After a decade of university education, I was suddenly an adult child – living in a share house and grateful to my mum for the gift of extra money now and then. I hadn’t thought about short-term work or of long-term career ambitions. What was the point of the years of hard work? More than anything, I felt foolish. My world had fragmented and nothing would possibly come of my PhD.
It’s hard to see my talented and hard-working academic friends experiencing their own post-PhD purgatory. One particular friend received a cruel Christmas gift of an avalanche of job rejections. Despite an enviable set of skills and experiences, the many long days of application writing amounted to nothing. It turns out that even ostensibly “entry-level” short-term jobs require years of proven experience.

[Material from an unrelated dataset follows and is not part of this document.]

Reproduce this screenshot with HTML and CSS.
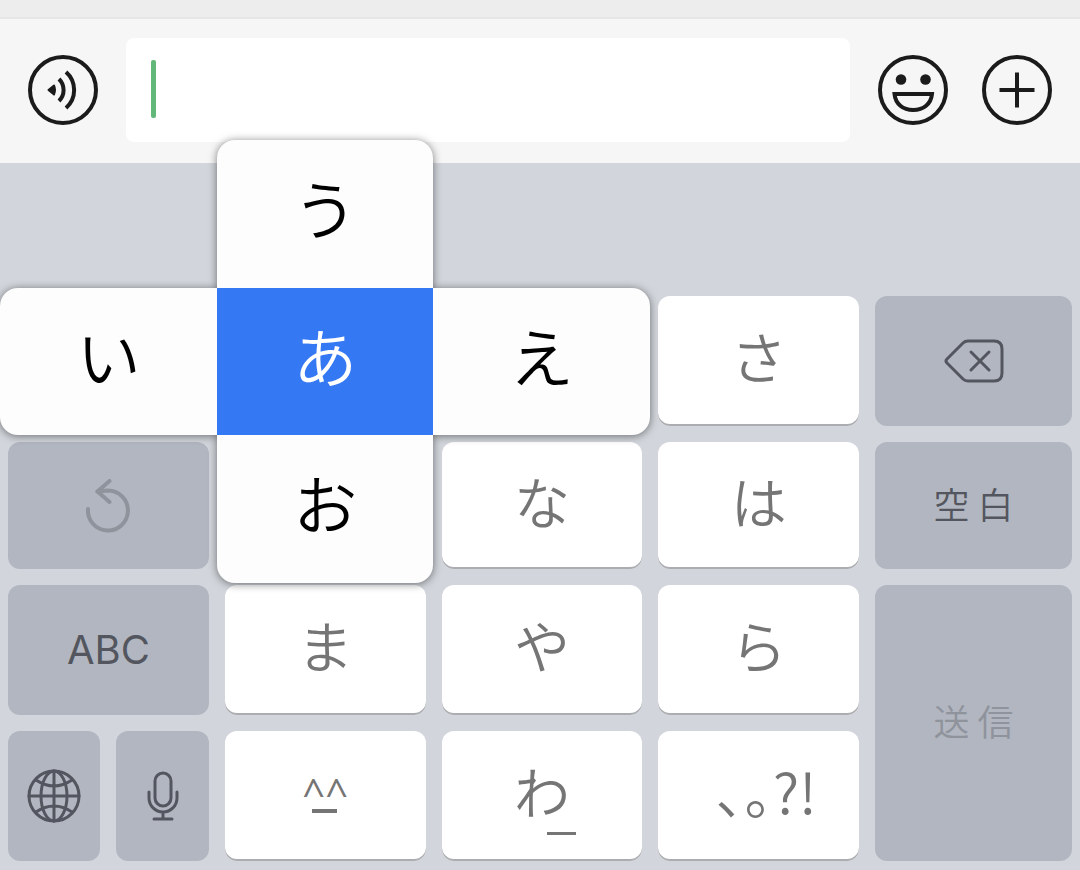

It’s hard to watch friends feel increasingly disempowered by the process, and of course, far more crushing to experience this first-hand. Many recent PhD graduates and postdocs are hard working, skilled and eager to make a positive contribution to their field, their university or to society. Many rapidly come to feel that they have little capacity to do so.
Several now express an overwhelming sense of embarrassment. They are embarrassed to be in situations of under-employment and after so many job rejections are embarrassed to have their resumes and selection criteria read by selection committees.
In time, these accomplished new or soon-to-be graduates will succeed. Eventually a savvy supervisor will see potential beyond a lack of proven experience and will take a chance that will be handsomely rewarded with a capable and driven new employee.
In the meantime, summoning patience is a herculean task. Patience is hard at the best of times, and more so when you are feeling tired, uncertain and increasingly discouraged by a tough job market.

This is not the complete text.